Ahora siento que mentí: extraño el lavavajillas.
Acá cerca, y entiendo que en toda Montevideo, hay ferias. Como las de la Ciudad, en Buenos Aires, pero algo o bastante más completas. Hay varios puestos de fruta y verdura, de pescado/mariscos, de carnes varias, fiambres, quesos, y también de chucherías, artículos básicos de bazar, especias, frutos secos. Y hay, sobre todo, aromas.
Hay una feria a dos cuadras, doblando la esquina, los domingos; otra en nuestra misma cuadra, tres calles más arriba, los miércoles. Los vecinos salen con sus carritos de compras (nuestro changuito aún lo tenemos que traer en Buenos Aires), los llenan, vuelven. Se quejan de los precios, claro, como allá. Como supongo que en todos lados.

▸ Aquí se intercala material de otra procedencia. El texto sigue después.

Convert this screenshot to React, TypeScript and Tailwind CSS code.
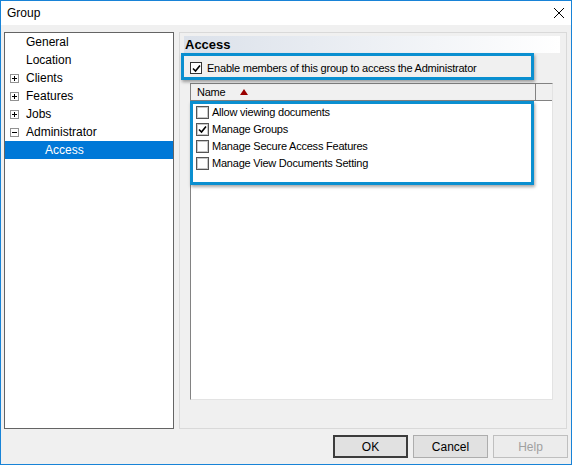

Nosotros siempre vamos a la del domingo. Es un plan. Vamos con Margarita y marida, o con Margarita, o alguna vez solo, y compramos la fruta y verdura para (casi) toda la semana. También pescado fresco, que volvimos a incorporar a la rutina alimenticia. Cuando uno camina por la feria algunos vendedores gritan, ofrecen sus mejores frutas, y otros simplemente esperan, miran, apuestan por otro tipo de marketing. El que me gusta. El chichoneo.
El primer día que fui me acerqué a un puesto atendido por un tipo joven que solo dijo a las órdenes, cualquier cosa me consulta. El tipo de vendedor que queremos: el que no molesta. Me dio unas bolsitas y elegimos con Margarita los tomates cherry y las frutillas que queríamos. También compré una calabaza. Después, en otro puesto, compramos algunas verduras. El otro vendedor, un simpático panzón con puesto grande y unos cuantos empleados, me habló de Buenos Aires, de su amigo que vive ahí, de lo que le gusta Argentina y los argentinos. Me confesó, también, que acá mucho no nos quieren. Igual le compré. Me prometió que las uvas estaban buenísimas (no mintió).

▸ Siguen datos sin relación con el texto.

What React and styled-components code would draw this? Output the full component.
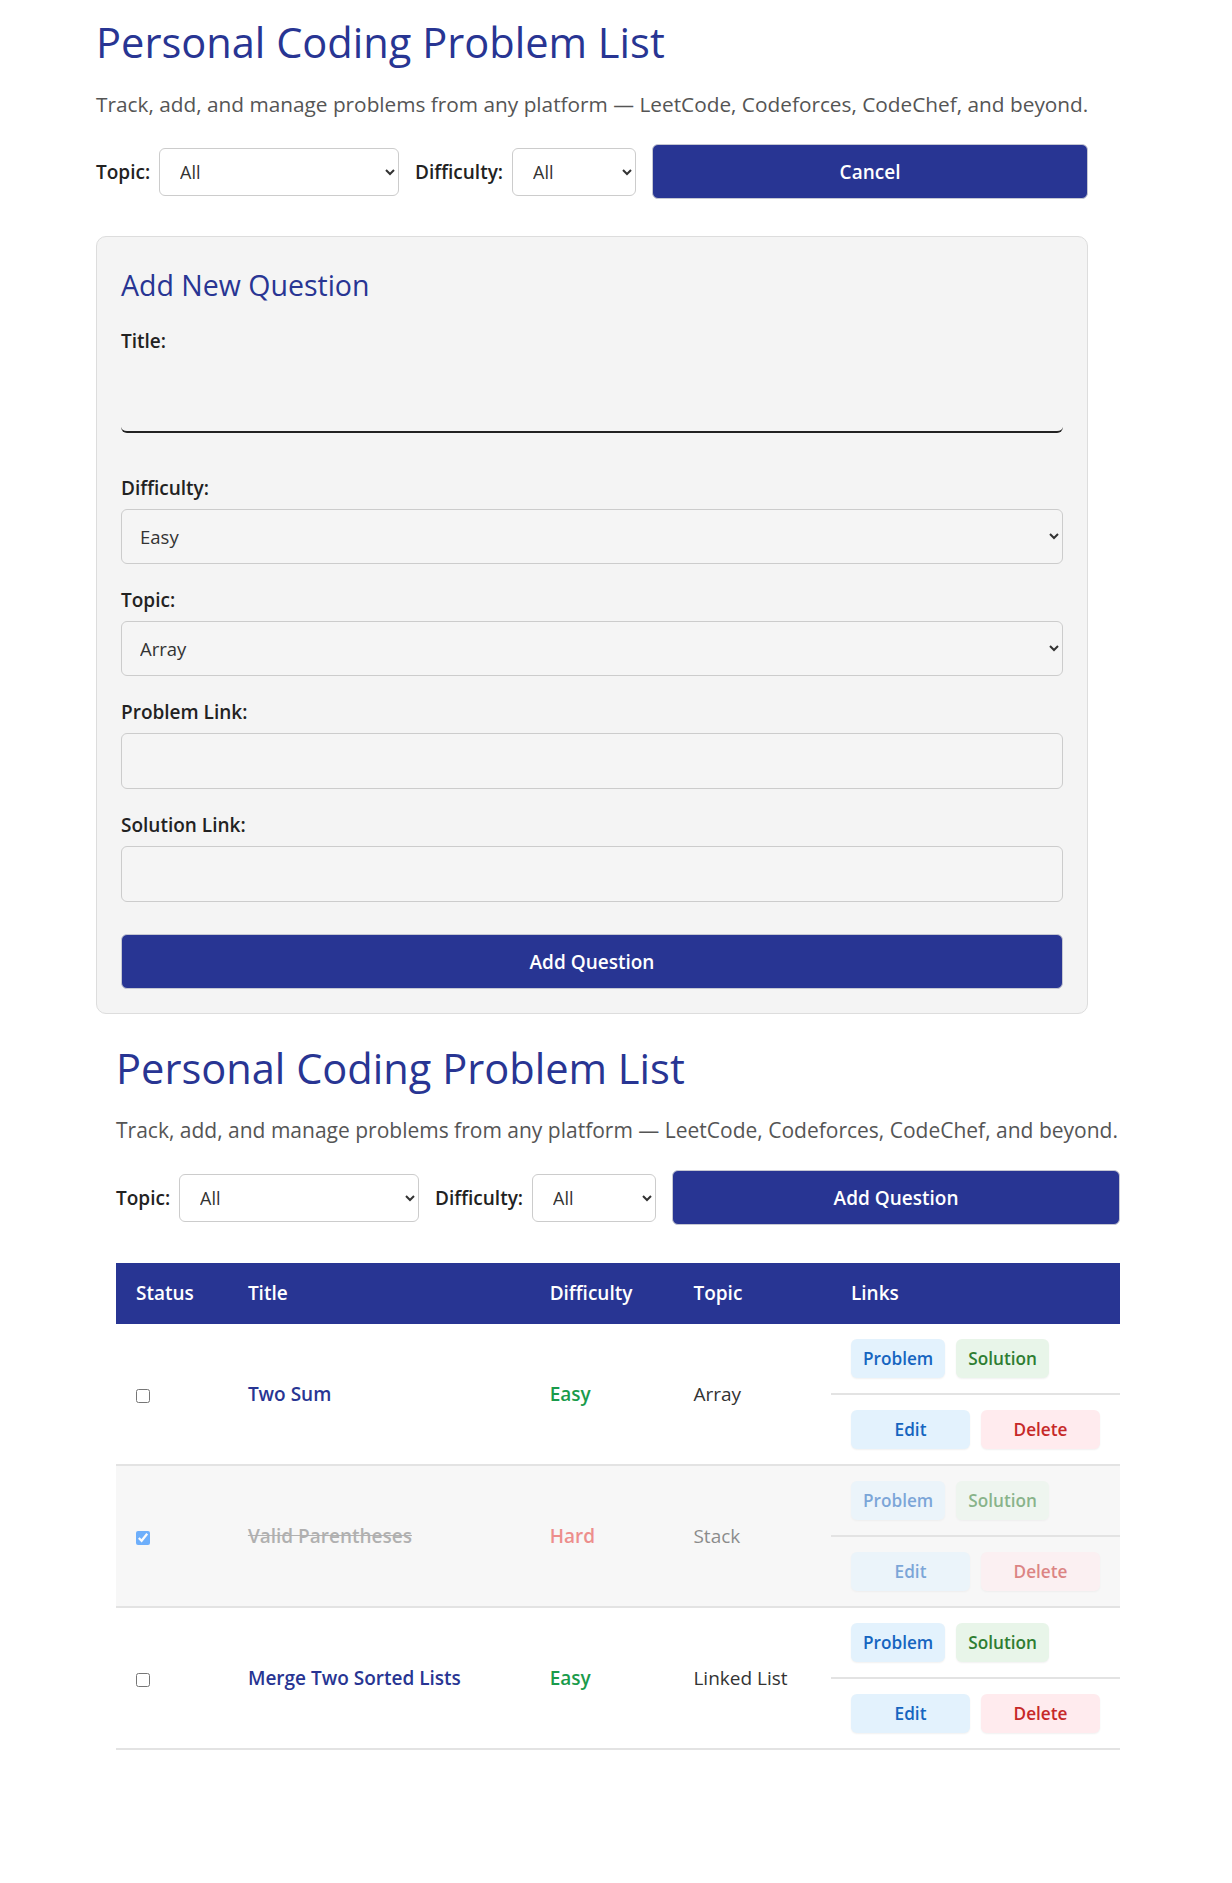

Al domingo siguiente fuimos otra vez y apenas pasé por el primer puesto, sin siquiera mirar para el costado, el tipo me habló:
–Hola, vecino, tengo otra vez tomates cherry y calabaza, si gusta.
Quedé duro, miré a marida. Una semana después, de entre todos los vecinos que van y compran ahí y en otras ferias, se acordaba de mí y de lo que había pedido, una suerte de algoritmo humano, de recuerdo del comportamiento ajeno que me conquistó para siempre.
Montevideo tiene sus peligros. Vivir cerca de lugares harinosos puede ser la perdición, y a nosotros nos pasa. Acá nomás tenemos Bertha, un almacén de pan que tiene un integral tipo lactal que es una delicia, unas cookies de chocolate pocas veces probadas, medialunas esponjosas, y sánguches y tartas (la pascualina, por favor) que son un despelote. Y unas cuadras más allá, La Resistance, con su roll de canela que es mi perdición y una barra que tiene –creo– cereales y chocolate que de tan rica casi no llega a casa.
Ojo, en Montevideo no es todo comida y bancos. También en cualquier súper hay mucho tupper, fuentes, asaderas y artículos de bazar y eso a mí me vuelve loco. Pero esa es otra historia. Por hoy la dejamos acá. Después de tanto tiempo quería volver, aunque no sea para hablar de comida sino de una nueva vida. Un nuevo Paladar, el paladar montevideano.
Abrazo grande y, con comida u otras artes como excusa, nos leeremos pronto.